2. Definitions. As used herein, the following definitions shall apply:
(a) Administrator means the Board or any of its Committees as shall be administering the
Plan, in accordance with Section 4 of the Plan.
(b) Applicable Laws means the requirements relating to the administration of stock option
plans under U.S. state corporate laws, U.S. federal and state securities laws, the Code, any stock
exchange or quotation system on which the Common Stock is listed or quoted and the applicable laws
of any foreign country or jurisdiction where Options are, or will be, granted under the Plan.
(c) Board means the Board of Directors of the Company.
(d) Code means the Internal Revenue Code of 1986, as amended.
(e) Committee means a committee of Directors appointed by the Board in accordance with
Section 4 of the Plan.
(f) Common Stock means the Common stock of the Company.
(g) Company means infoUSA, Inc., a Delaware corporation.
(h) Consultant means any person, including an advisor, engaged by the Company or a Parent or
Subsidiary to render services to such entity.
(i) Director means a member of the Board.
(j) Disability means total and permanent disability as defined in Section
22(e)(3) of the Code.
1
(k) Employee means any person, including Officers and Directors, employed by the Company or
any Parent or Subsidiary of the Company. A Service Provider shall not cease to be an Employee in
the case of (i) any leave of absence approved by the Company or (ii) transfers between locations of
the Company or between the Company, its Parent, any Subsidiary, or any successor. For purposes of
Incentive Stock Options, no such leave may exceed ninety days, unless reemployment upon expiration
of such leave is guaranteed by statute or contract. If reemployment upon expiration of a leave of
absence approved by the Company is not so guaranteed, on the 181st day of such leave any Incentive
Stock Option held by the Optionee shall cease to be treated as an Incentive Stock Option and shall
be treated for tax purposes as a Nonstatutory Stock Option.
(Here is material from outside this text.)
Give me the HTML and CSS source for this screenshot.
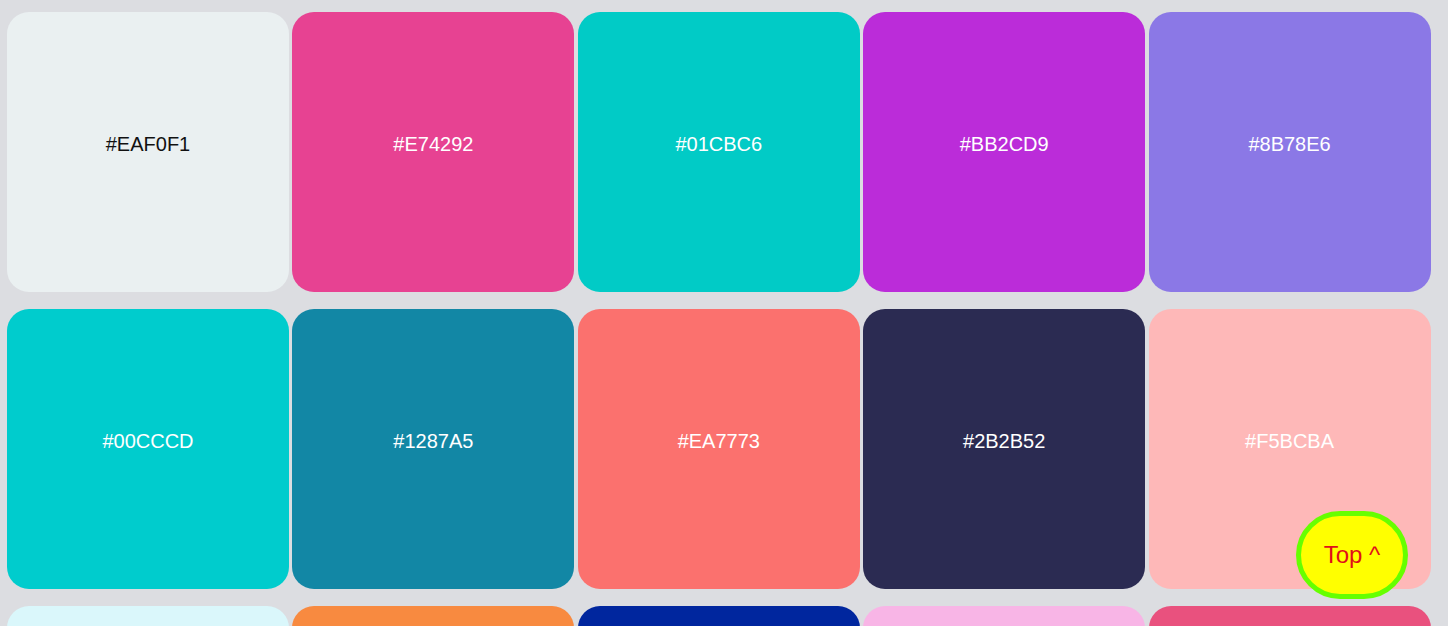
FILE: index.html
```html
<!DOCTYPE html>
<html lang="en">
<head>
<meta charset="utf-8">
<title>Palette</title>
<link rel="stylesheet" href="styles.css">
</head>
<body>
<main class="grid">
  <div class="swatch dark-text" style="background:#EAF0F1">#EAF0F1</div>
  <div class="swatch" style="background:#E74292">#E74292</div>
  <div class="swatch" style="background:#01CBC6">#01CBC6</div>
  <div class="swatch" style="background:#BB2CD9">#BB2CD9</div>
  <div class="swatch" style="background:#8B78E6">#8B78E6</div>
  <div class="swatch" style="background:#00CCCD">#00CCCD</div>
  <div class="swatch" style="background:#1287A5">#1287A5</div>
  <div class="swatch" style="background:#FB716E">#EA7773</div>
  <div class="swatch" style="background:#2B2B52">#2B2B52</div>
  <div class="swatch" style="background:#FEB8B8">#F5BCBA</div>
  <div class="swatch dark-text" style="background:#DAF7FB">#DAF7FB</div>
  <div class="swatch" style="background:#F88A40">#F88A40</div>
  <div class="swatch" style="background:#00269E">#00269E</div>
  <div class="swatch" style="background:#F8B5E6">#F8B5E6</div>
  <div class="swatch" style="background:#E9517E">#E9517E</div>
</main>
<a class="top-btn" href="#">Top ^</a>
</body>
</html>
```

FILE: styles.css
```css
html, body {
  margin: 0;
  padding: 0;
  background: #dcdde1;
  font-family: "Liberation Sans", Arial, sans-serif;
}

.grid {
  display: grid;
  grid-template-columns: repeat(5, 282px);
  grid-auto-rows: 280px;
  column-gap: 3.4px;
  row-gap: 17px;
  padding: 12px 0 20px 7px;
}

.swatch {
  border-radius: 22px;
  display: flex;
  align-items: center;
  justify-content: center;
  padding-bottom: 16px;
  box-sizing: border-box;
  color: #ffffff;
  font-size: 20px;
}

.swatch.dark-text {
  color: #111111;
}

.top-btn {
  position: fixed;
  right: 40px;
  bottom: 27px;
  width: 112px;
  height: 88px;
  box-sizing: border-box;
  border: 5px solid #66ff00;
  border-radius: 46px;
  background: #ffff00;
  color: #e0101a;
  font-size: 24px;
  text-decoration: none;
  display: flex;
  align-items: center;
  justify-content: center;
}
```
Neither service as a Director nor
payment of a directors fee by the Company shall be sufficient to constitute employment by the
Company.
(l) Exchange Act means the Securities Exchange Act of 1934, as amended.
(m) Fair Market Value means, as of any date, the value of Common Stock determined as
follows:
(i) If the Common Stock is listed on any established stock exchange or a national
market system, including without limitation the Nasdaq National Market or The Nasdaq
SmallCap Market of The Nasdaq Stock Market, its Fair Market Value shall be the closing sales
price for such stock (or the closing bid, if no sales were reported) as quoted on such
exchange or system for the last market trading day prior to the time of determination, as
reported in The Wall Street Journal or such other source as the Administrator deems
reliable;
(ii) If the Common Stock is regularly quoted by a recognized securities dealer but
selling prices are not reported, the Fair Market Value of a Share of Common Stock shall be
the mean between the high bid and low asked prices for the Common Stock on the last market
trading day prior to the day of determination, as reported in The Wall Street Journal or
such other source as the Administrator deems reliable; or
(iii) In the absence of an established market for the Common Stock, the Fair Market
Value shall be determined in good faith by the Administrator.
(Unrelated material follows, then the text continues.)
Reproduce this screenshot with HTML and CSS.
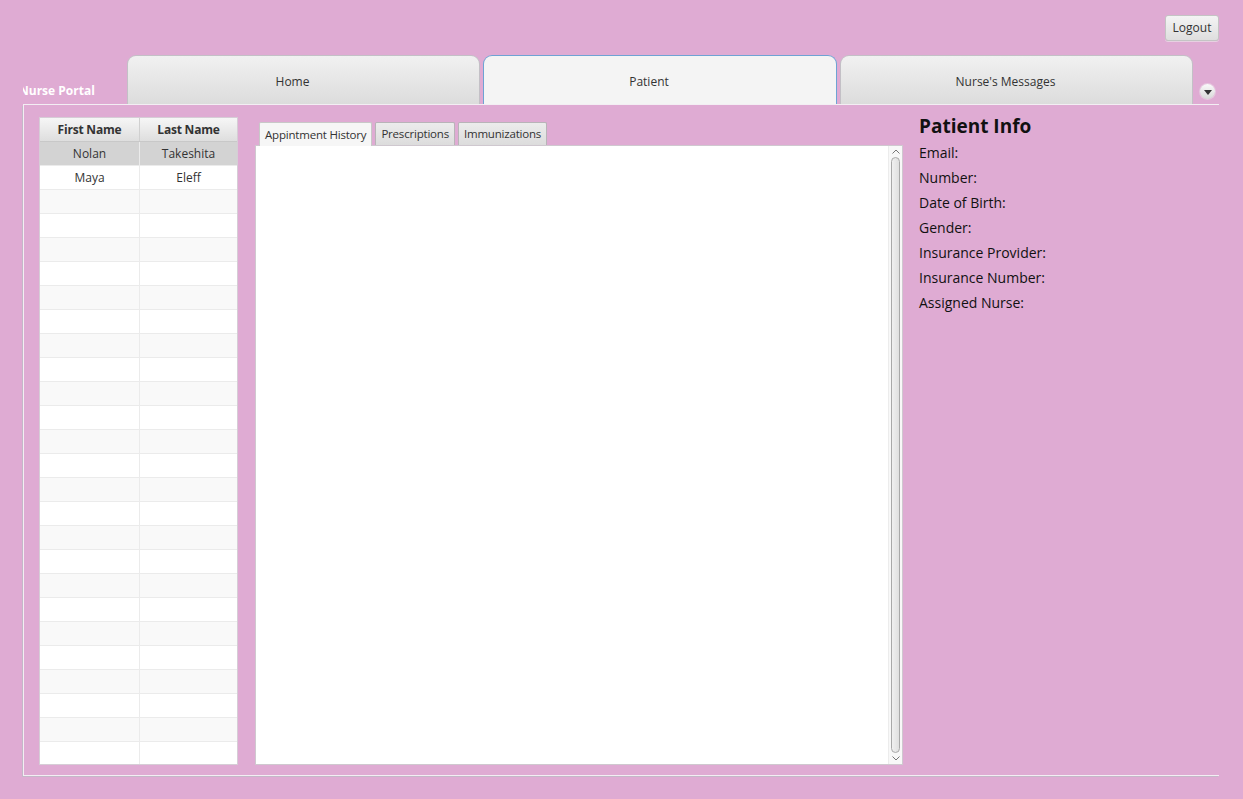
FILE: index.html
```html
<!DOCTYPE html>
<html>
<head>
<meta charset="utf-8">
<link rel="stylesheet" href="styles.css">
</head>
<body>
<div class="app">
  <div class="topbar">
    <button class="logout">Logout</button>
  </div>
  <div class="tabrow">
    <div class="portal"><span>Nurse Portal</span></div>
    <div class="tab">Home</div>
    <div class="tab selected">Patient</div>
    <div class="tab">Nurse's Messages</div>
    <div class="menu"><span class="circle"><svg width="8" height="5" viewBox="0 0 8 5"><path d="M0 0 L8 0 L4 5 Z" fill="#333"/></svg></span></div>
  </div>
  <div class="frame">
    <div class="table">
      <div class="thead">
        <div class="th">First Name</div>
        <div class="th">Last Name</div>
      </div>
      <div class="tbody">
        <div class="tr sel"><div class="td">Nolan</div><div class="td">Takeshita</div></div>
        <div class="tr"><div class="td">Maya</div><div class="td">Eleff</div></div>
        <div class="tr"><div class="td"></div><div class="td"></div></div>
        <div class="tr"><div class="td"></div><div class="td"></div></div>
        <div class="tr"><div class="td"></div><div class="td"></div></div>
        <div class="tr"><div class="td"></div><div class="td"></div></div>
        <div class="tr"><div class="td"></div><div class="td"></div></div>
        <div class="tr"><div class="td"></div><div class="td"></div></div>
        <div class="tr"><div class="td"></div><div class="td"></div></div>
        <div class="tr"><div class="td"></div><div class="td"></div></div>
        <div class="tr"><div class="td"></div><div class="td"></div></div>
        <div class="tr"><div class="td"></div><div class="td"></div></div>
        <div class="tr"><div class="td"></div><div class="td"></div></div>
        <div class="tr"><div class="td"></div><div class="td"></div></div>
        <div class="tr"><div class="td"></div><div class="td"></div></div>
        <div class="tr"><div class="td"></div><div class="td"></div></div>
        <div class="tr"><div class="td"></div><div class="td"></div></div>
        <div class="tr"><div class="td"></div><div class="td"></div></div>
        <div class="tr"><div class="td"></div><div class="td"></div></div>
        <div class="tr"><div class="td"></div><div class="td"></div></div>
        <div class="tr"><div class="td"></div><div class="td"></div></div>
        <div class="tr"><div class="td"></div><div class="td"></div></div>
        <div class="tr"><div class="td"></div><div class="td"></div></div>
        <div class="tr"><div class="td"></div><div class="td"></div></div>
        <div class="tr"><div class="td"></div><div class="td"></div></div>
        <div class="tr"><div class="td"></div><div class="td"></div></div>
      </div>
    </div>
    <div class="tabpane">
      <div class="itabs">
        <div class="itab selected">Appintment History</div>
        <div class="itab">Prescriptions</div>
        <div class="itab">Immunizations</div>
      </div>
      <div class="icontent">
        <div class="scrollbar">
          <div class="arrow up"><svg width="8" height="5" viewBox="0 0 8 5"><path d="M0.5 4.5 L4 1 L7.5 4.5" fill="none" stroke="#777" stroke-width="1"/></svg></div>
          <div class="thumb"></div>
          <div class="arrow down"><svg width="8" height="5" viewBox="0 0 8 5"><path d="M0.5 0.5 L4 4 L7.5 0.5" fill="none" stroke="#777" stroke-width="1"/></svg></div>
        </div>
      </div>
    </div>
    <div class="info">
      <h1>Patient Info</h1>
      <div class="field">Email:</div>
      <div class="field">Number:</div>
      <div class="field">Date of Birth:</div>
      <div class="field">Gender:</div>
      <div class="field">Insurance Provider:</div>
      <div class="field">Insurance Number:</div>
      <div class="field">Assigned Nurse:</div>
    </div>
  </div>
</div>
</body>
</html>
```

FILE: styles.css
```css
html, body {
  margin: 0;
  padding: 0;
  background: #dfabd3;
  width: 1243px;
  height: 799px;
  overflow: hidden;
  font-family: "Open Sans", "Noto Sans", sans-serif;
  color: #333;
}
.app {
  padding: 0 24px 0 23px;
}
.topbar {
  height: 55px;
  display: flex;
  justify-content: flex-end;
  align-items: flex-start;
}
.logout {
  margin-top: 15px;
  width: 54px;
  height: 26px;
  padding: 0 0 2px 0;
  font-family: inherit;
  font-size: 12px;
  color: #333;
  border: 1px solid #c4c4c4;
  border-radius: 3px;
  background: linear-gradient(#f4f4f4, #dedede);
  box-shadow: 0 1px 0 #e8d0e2;
}
.tabrow {
  height: 49px;
  display: flex;
  align-items: flex-end;
  gap: 3px;
  border-bottom: 1px solid #f3eef3;
  box-sizing: content-box;
}
.portal {
  width: 101px;
  height: 20px;
  overflow: hidden;
  align-self: flex-end;
  margin-bottom: 3px;
  color: #fff;
  font-weight: bold;
  font-size: 12px;
  white-space: nowrap;
}
.portal span {
  display: block;
  margin-left: -4px;
  line-height: 20px;
}
.tab {
  width: 353px;
  height: 49px;
  box-sizing: border-box;
  border: 1px solid #c3c0c6;
  border-bottom: none;
  border-radius: 9px 9px 0 0;
  background: linear-gradient(#f1f1f1, #dcdcdc);
  font-size: 12px;
  color: #333;
  display: flex;
  align-items: center;
  justify-content: center;
  padding: 3px 22px 0 0;
}
.tab.selected {
  background: #f4f4f4;
  border: 1px solid #6ea3d4;
  border-bottom: none;
  width: 354px;
}
.menu {
  flex: 1;
  height: 49px;
  display: flex;
  align-items: flex-end;
  justify-content: flex-end;
  padding-bottom: 5px;
  box-sizing: border-box;
}
.circle {
  width: 15px;
  height: 15px;
  border-radius: 50%;
  background: linear-gradient(#fafafa, #d8d8d8);
  box-shadow: 0 0 0 1px #e6c6de;
  display: flex;
  align-items: center;
  justify-content: center;
  margin-right: 4px;
}
.circle svg {
  margin-top: 1px;
}
.frame {
  height: 671px;
  border-left: 1px solid #f3eef3;
  border-bottom: 1px solid #f3eef3;
  box-shadow: -1px 1px 0 #c4b8c8;
  display: flex;
  align-items: flex-start;
  padding: 12px 0 0 15px;
  box-sizing: border-box;
}
.table {
  width: 199px;
  height: 648px;
  display: flex;
  flex-direction: column;
  background: #fff;
  border: 1px solid #d6cdd6;
  box-sizing: border-box;
  overflow: hidden;
  font-size: 12px;
}
.thead {
  display: flex;
  height: 24px;
  flex: none;
  background: linear-gradient(#f6f6f6, #dedede);
  border-bottom: 1px solid #c8c8c8;
  box-sizing: border-box;
}
.th {
  width: 99px;
  display: flex;
  align-items: center;
  justify-content: center;
  font-weight: bold;
  color: #333;
  border-right: 1px solid #d0d0d0;
  letter-spacing: -0.2px;
}
.th:last-child {
  border-right: none;
  flex: 1;
}
.tr {
  display: flex;
  height: 24px;
  border-bottom: 1px solid #ebebeb;
  box-sizing: border-box;
  background: #fff;
}
.tr:nth-child(even) {
  background: #fff;
}
.tr:nth-child(odd) {
  background: #f9f9f9;
}
.tr.sel {
  background: #d3d3d3;
}
.td {
  width: 99px;
  border-right: 1px solid #ebebeb;
  display: flex;
  align-items: center;
  justify-content: center;
  color: #333;
  padding-bottom: 1px;
}
.td:last-child {
  border-right: none;
  flex: 1;
}
.tabpane {
  margin-left: 17px;
  margin-top: 4px;
  width: 648px;
  height: 644px;
  display: flex;
  flex-direction: column;
}
.itabs {
  height: 24px;
  display: flex;
  align-items: flex-end;
  gap: 3px;
  padding-left: 4px;
  flex: none;
}
.itab {
  height: 23px;
  box-sizing: border-box;
  padding: 0 5px 1px 5px;
  border: 1px solid #b8b4b8;
  border-bottom: none;
  border-radius: 2px 2px 0 0;
  background: linear-gradient(#ececec, #dcdcdc);
  font-size: 11.5px;
  letter-spacing: -0.2px;
  color: #333;
  display: flex;
  align-items: center;
}
.itab.selected {
  background: #f6f6f6;
  height: 24px;
  margin-bottom: -1px;
  position: relative;
  z-index: 1;
  border-color: #c8c8c8;
}
.icontent {
  flex: 1;
  background: #fff;
  border: 1px solid #cfc8cf;
  display: flex;
  justify-content: flex-end;
}
.scrollbar {
  width: 13px;
  display: flex;
  flex-direction: column;
  align-items: center;
  background: #f8f8f8;
  border-left: 1px solid #ececec;
}
.arrow {
  height: 11px;
  display: flex;
  align-items: center;
  justify-content: center;
  flex: none;
}
.thumb {
  flex: 1;
  width: 9px;
  border: 1px solid #a9a9a9;
  border-radius: 5px;
  background: linear-gradient(90deg, #f0f0f0, #e0e0e0);
  box-sizing: border-box;
}
.info {
  margin-left: 16px;
  margin-top: -3px;
  color: #111;
}
.info h1 {
  margin: 0;
  font-size: 19px;
  line-height: 24px;
  font-weight: bold;
  height: 26px;
}
.field {
  font-size: 14px;
  height: 25px;
  line-height: 25px;
}
```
(n) Incentive Stock Option means an Option intended to qualify as an incentive stock option
within the meaning of Section 422 of the Code and the regulations promulgated thereunder.
(o) Nonstatutory Stock Option means an Option not intended to qualify as an Incentive Stock
Option.
(p) Notice of Grant means a written or electronic notice evidencing certain terms and
conditions of an individual Option grant. The Notice of Grant is part of the Option Agreement.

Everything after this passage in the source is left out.